After looking up his pal Billy in an assisted-living center, Joe accepts an offer by Angelina to share the apartment and rent. Leery at first of the little girl, he soon takes a liking to her, and she to him. He also takes an instant dislike to Jenny's boyfriend, an abusive police detective named Buczkowski.

In need of money, Joe seeks permission from a local crime figure, Lenny, to move some stolen meat. The scheme goes badly, Joe having great difficulty in carrying a heavy side of lamb by himself, with a hungry dog pursuing him through an alley.
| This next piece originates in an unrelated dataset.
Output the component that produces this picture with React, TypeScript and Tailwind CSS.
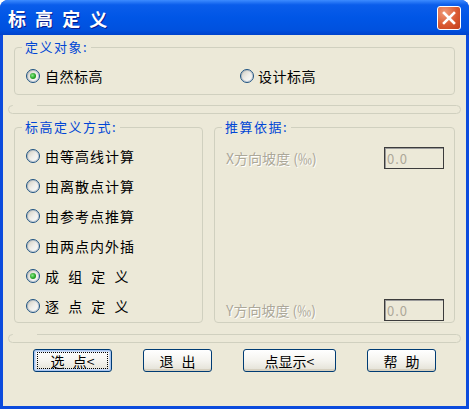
import React from "react";

const cjk = "font-['Noto_Sans_CJK_SC','Noto_Sans',sans-serif]";

function Radio({ checked }: { checked?: boolean }) {
  return (
    <span className="flex h-[14px] w-[14px] shrink-0 items-center justify-center rounded-full border border-[#1C5180] bg-gradient-to-br from-[#CFCBBE] via-[#EEEDE8] to-white shadow-[inset_0_0_0_1px_rgba(120,140,170,0.35)]">
      {checked && (
        <span className="h-[6px] w-[6px] rounded-full bg-[radial-gradient(circle_at_40%_40%,#8BEA8B,#21A121_60%,#148A14)]" />
      )}
    </span>
  );
}

function Option({
  label,
  checked,
  spaced,
}: {
  label: string;
  checked?: boolean;
  spaced?: boolean;
}) {
  return (
    <div className="flex h-[30px] items-center gap-[5px]">
      <Radio checked={checked} />
      <span
        className={
          spaced
            ? "text-[14px] leading-none text-black [word-spacing:6px]"
            : "text-[14px] leading-none tracking-[1px] text-black"
        }
      >
        {label}
      </span>
    </div>
  );
}

function Legend({ text }: { text: string }) {
  return (
    <legend className="ml-[7px] px-[3px] text-[13px] leading-[16px] tracking-[1.5px] text-[#0046D5]">
      {text}
    </legend>
  );
}

function Separator({ className }: { className: string }) {
  return (
    <fieldset className={"h-[9px] rounded-[5px] border border-[#D0D0BF] " + className}>
      <legend className="ml-[4px] h-[1px] w-[24px]" />
    </fieldset>
  );
}

function Slope({ label }: { label: string }) {
  return (
    <div className="flex items-center justify-between">
      <span className="text-[14px] leading-none text-[#ACA899] [text-shadow:1px_1px_0_#ffffff]">
        {label}
      </span>
      <div className="flex h-[22px] w-[60px] items-center border border-[#3C3C3C] bg-[#ECE9D8] pl-[2px] shadow-[inset_1px_1px_0_#9A9A9A]">
        <span className="text-[13px] leading-none tracking-[1px] text-[#ACA899]">0.0</span>
      </div>
    </div>
  );
}

function XpButton({ label, width, focused }: { label: string; width: string; focused?: boolean }) {
  return (
    <button
      className={
        width +
        " flex h-[23px] items-center justify-center rounded-[3px] border border-[#003C74] bg-gradient-to-b from-white via-[#F5F4EF] to-[#E3E1D6] text-[14px] leading-none text-black " +
        (focused ? "shadow-[inset_0_0_0_1px_#A8C4EE,inset_0_0_0_2px_#CBDCF7]" : "shadow-[inset_0_-2px_0_#D6D0C0]")
      }
    >
      {focused ? (
        <span className="flex h-[17px] w-[71px] items-center justify-center border border-dotted border-black [word-spacing:5px]">
          {label}
        </span>
      ) : (
        <span className="[word-spacing:5px]">{label}</span>
      )}
    </button>
  );
}

export default function App() {
  return (
    <div className={"flex h-[409px] w-[469px] flex-col overflow-hidden rounded-t-[8px] bg-[#0B4BDD] " + cjk}>
      <div className="flex h-[35px] shrink-0 items-center justify-between bg-[linear-gradient(to_bottom,#3D8BFF_0%,#0A5DEB_14%,#0056E6_50%,#0051DF_85%,#0043CC_100%)] pl-[8px] pr-[8px]">
        <span className="text-[18px] font-bold leading-none text-white [text-shadow:1px_1px_0_#0A1E8C] [word-spacing:5px]">
          标 高 定 义
        </span>
        <div className="flex h-[24px] w-[24px] items-center justify-center rounded-[3px] border border-white bg-[radial-gradient(circle_at_30%_25%,#F09A78,#DA5A32_55%,#C23E1C)]">
          <svg width="14" height="14" viewBox="0 0 14 14">
            <path d="M2 2 L12 12 M12 2 L2 12" stroke="white" strokeWidth="2.6" strokeLinecap="square" />
          </svg>
        </div>
      </div>

      <div className="mx-[3px] mb-[3px] flex flex-1 flex-col bg-[#ECE9D8] px-[5px] pt-[4px]">
        <fieldset className="mx-[6px] rounded-[4px] border border-[#D0D0BF]">
          <Legend text="定义对象:" />
          <div className="flex h-[39px] items-center pl-[11px] pt-[3px]">
            <div className="flex w-[214px] items-center gap-[5px]">
              <Radio checked />
              <span className="text-[14px] leading-none tracking-[0.5px] text-black">自然标高</span>
            </div>
            <div className="flex items-center gap-[4px]">
              <Radio />
              <span className="text-[14px] leading-none tracking-[0.5px] text-black">设计标高</span>
            </div>
          </div>
        </fieldset>

        <Separator className="mt-[10px]" />

        <div className="mx-[6px] mt-[5px] flex h-[204px] gap-[11px]">
          <fieldset className="w-[189px] rounded-[4px] border border-[#D0D0BF]">
            <Legend text="标高定义方式:" />
            <div className="flex flex-col pl-[11px] pt-[6px]">
              <Option label="由等高线计算" />
              <Option label="由离散点计算" />
              <Option label="由参考点推算" />
              <Option label="由两点内外插" />
              <Option label="成 组 定 义" checked spaced />
              <Option label="逐 点 定 义" spaced />
            </div>
          </fieldset>
          <fieldset className="flex-1 rounded-[4px] border border-[#D0D0BF]">
            <Legend text="推算依据:" />
            <div className="flex h-[187px] flex-col justify-between pb-[1px] pl-[11px] pr-[10px] pt-[12px]">
              <Slope label="X方向坡度 (‰)" />
              <Slope label="Y方向坡度 (‰)" />
            </div>
          </fieldset>
        </div>

        <Separator className="mt-[11px]" />

        <div className="mt-[6px] flex gap-[31px] pl-[25px]">
          <XpButton label="选 点<" width="w-[79px]" focused />
          <XpButton label="退 出" width="w-[69px]" />
          <XpButton label="点显示<" width="w-[93px]" />
          <XpButton label="帮 助" width="w-[69px]" />
        </div>
      </div>
    </div>
  );
}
Cold, broke and lonely, he has little seemingly to live for, so when Jenny's boyfriend becomes violent again, Joe comes to her rescue, with fatal consequences.

==Cast==
- Dennis Farina as Joe May
- Jamie Anne Allman as Jenny
- Ian Barford as Stanley Buczkowski
- Meredith Droeger as Angelina
- Chelcie Ross as Billy Tidrow
- Gary Cole as Lenny
- Matt DeCaro as Chevy
- Phil Ridarelli as Landlord
- Ernest Perry Jr. as Driver
- Mike Bacarella as George
- Rich Komenich as Seymour
- Craig Bailey as Cab Driver
- Roderick Peeples as Butcher Shop Manager
- Brian Boland as Scotty

==Release==
The film premiered at the Tribeca Film Festival on April 22, 2011. The film was released on November 4, 2011, by Tribeca Film.